This smoke stack reading Colonial Laundry rises behind a one-story industrial building at 10-14 Lexington Ave., Brooklyn. This is the south side of Lexington Ave., a few feet east of Grand Ave. Colonial Laundry was listed in Brooklyn telephone directories at 16 Lexington Ave. from 1917 to 1951. The smaller building at 16-18 Lexington Ave. probably served as offices for the company.
Incorporation of Colonial Laundry was announced in Cleaning and Dyeing World, March, 1916, pg. 809, "New York, Brooklyn - The Colonial Laundry, Inc.; to do a general dry cleaning and dyeing business, etc.; capital stock, $5,000. Incorporators: E. R. Rayher and others."
E. R. Rayher, one of the incorporators, might have been Edward Richard Rayher (1883-1958), a New York lawyer, who otherwise probably had no connection with the Colonial Laundry.
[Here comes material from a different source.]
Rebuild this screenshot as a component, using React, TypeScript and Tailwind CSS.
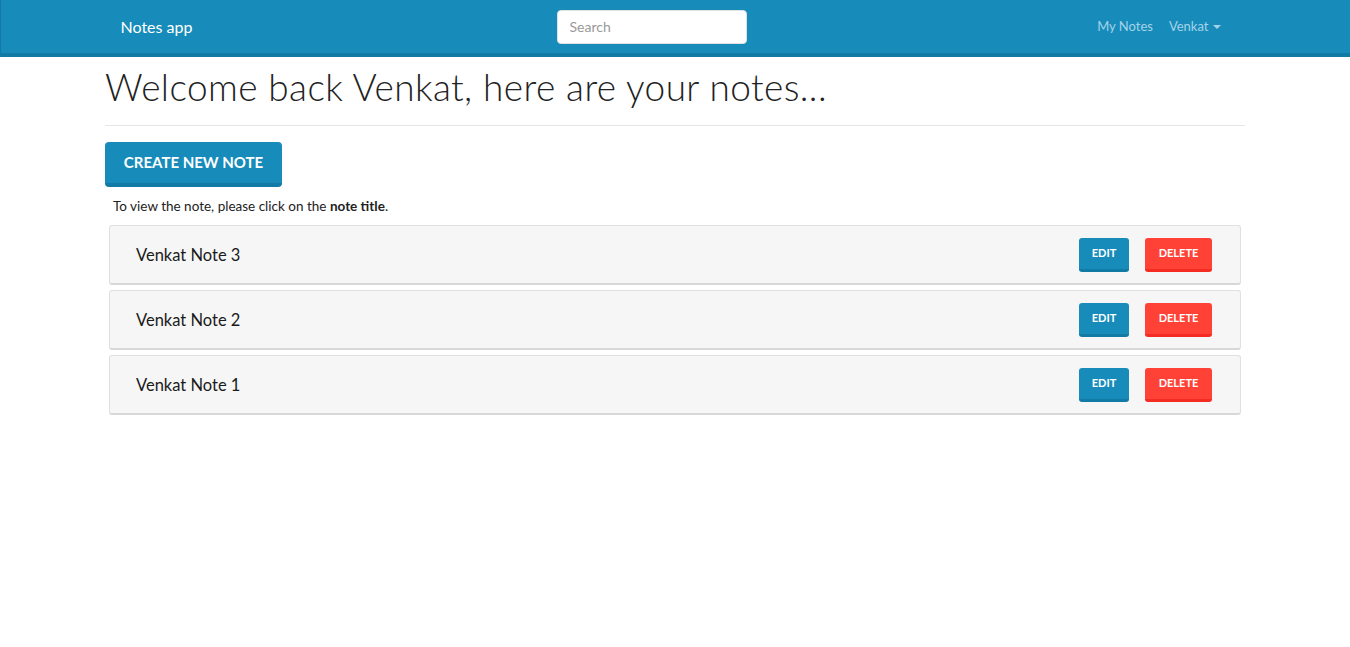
export default function App() {
  const notes = ["Venkat Note 3", "Venkat Note 2", "Venkat Note 1"];

  return (
    <div className="min-h-screen bg-white font-['Lato','Liberation_Sans',sans-serif] text-[#222]">
      {/* Navbar */}
      <nav className="h-[57px] bg-[#178cba] border-b-[4px] border-l border-[#127ba5]">
        <div className="w-[1110px] mx-auto h-[53px] flex items-center">
          <span className="text-white text-[16px] w-[436px]">Notes app</span>
          <input
            className="w-[190px] h-[34px] rounded-[4px] bg-white border border-[#e0e0e0] px-3 text-[14px] text-[#555] placeholder:text-[#999] outline-none"
            placeholder="Search"
          />
          <div className="ml-auto flex items-center gap-[16px] pr-[10px] text-[13px] text-[#a4d3e8]">
            <span>My Notes</span>
            <span className="flex items-center gap-[4px]">
              Venkat
              <span className="w-0 h-0 border-l-[4px] border-r-[4px] border-t-[4px] border-l-transparent border-r-transparent border-t-[#a4d3e8]" />
            </span>
          </div>
        </div>
      </nav>

      {/* Main */}
      <main className="w-[1140px] mx-auto">
        <h1 className="pt-[7px] text-[37px] font-light leading-[46px] font-['Lato','Open_Sans',sans-serif] tracking-[0.4px]">
          Welcome back Venkat, here are your notes...
        </h1>
        <hr className="mt-[15px] border-t border-[#e6e6e6]" />

        <button className="mt-[16px] h-[45px] w-[177px] rounded-[4px] bg-[#178cba] border-b-[4px] border-[#127ba5] text-white font-bold text-[15px] uppercase">
          Create New Note
        </button>

        <p className="mt-[9px] ml-[8px] text-[13.5px] leading-[20px]">
          To view the note, please click on the <strong>note title</strong>.
        </p>

        <div className="mt-[9px] ml-[4px] w-[1132px] flex flex-col gap-[5px]">
          {notes.map((n) => (
            <div
              key={n}
              className="h-[60px] bg-[#f6f6f6] border border-[#e0e0e0] border-b-[2px] border-b-[#d8d8d8] rounded-[3px] flex items-center pl-[26px] pr-[28px]"
            >
              <span className="text-[16.5px] text-[#1a1a1a] pt-[2px]">{n}</span>
              <div className="ml-auto flex items-center gap-[16px] pt-[1px]">
                <button className="h-[34px] w-[50px] rounded-[3px] bg-[#178cba] border-b-[3px] border-[#127ba5] text-white text-[11px] font-bold uppercase">
                  Edit
                </button>
                <button className="h-[34px] w-[67px] rounded-[3px] bg-[#ff4136] border-b-[3px] border-[#f52c22] text-white text-[11px] font-bold uppercase">
                  Delete
                </button>
              </div>
            </div>
          ))}
        </div>
      </main>
    </div>
  );
}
In 1934 the Colonial Laundry was one of two Brooklyn laundries cited by the city for failure to pay water taxes: "For the first time in the history of labor conflicts in this city, settlement of a strike was brought about yesterday as a result of pressure exerted by the city through its tax machinery. Mayor LaGuardia ordered on Saturday that the water supply be cut off from the Colonial Laundry, 16 Lexington Avenue, and the Sunshine Laundry, 824 Lexington Avenue, both in Brooklyn, for tax arrears of several years. The first-mentioned company owed the city $20,000 and the second $17,000. About 500 employes in both laundries have been on strike for seven weeks in an effort to enforce payment of the State minimum wage of 31 cents an hour. Some of the workers, according to Mrs. Elinore M. Herrick, acting chairman of the Regional Labor Board, have been getting as low as 16 cents an hour. Mrs. Herrick had sought in vain to prevail upon the laundries to comply with the wage law. An appeal to Mayor LaGuardia to intervene resulted in his order that the two laundries make good at once their back taxes. Upon their failure to do so he ordered their water supply discontinued. Although the Mayor did not say his action was prompted by the labor policy of the laundries, he admitted this was a factor. Yesterday representatives of the laundries met with Ben Golden, executive secretary of the Labor Board, and agreed to comply with the wage demands of the strikers, conditional upon immediate calling off the strike by the International Laundry Workers Union, Local 135. In addition to complying with the minimum wage law the laundries agreed also to discharge all strike-breakers..." - New York Times, 12 Feb. 1934.
This story was followed a day later by: "The Colonial Laundry in Brooklyn sent the Mayor a check for $2,000 yesterday to apply to its unpaid arrears of $20,000... Employees of the Colonial and the Sunshine Laundry, the other delinquent, have been on strike because neither plant paid the minimum wage fixed by the State Labor Board. Both plants, however, have agreed to pay a 31-cent-an-hour minimum beginning today... The Colonial plant is at 16 Lexington Avenue and the Sunshine is at 824 Lexington Avenue." - New York Times, 13 Feb. 1934.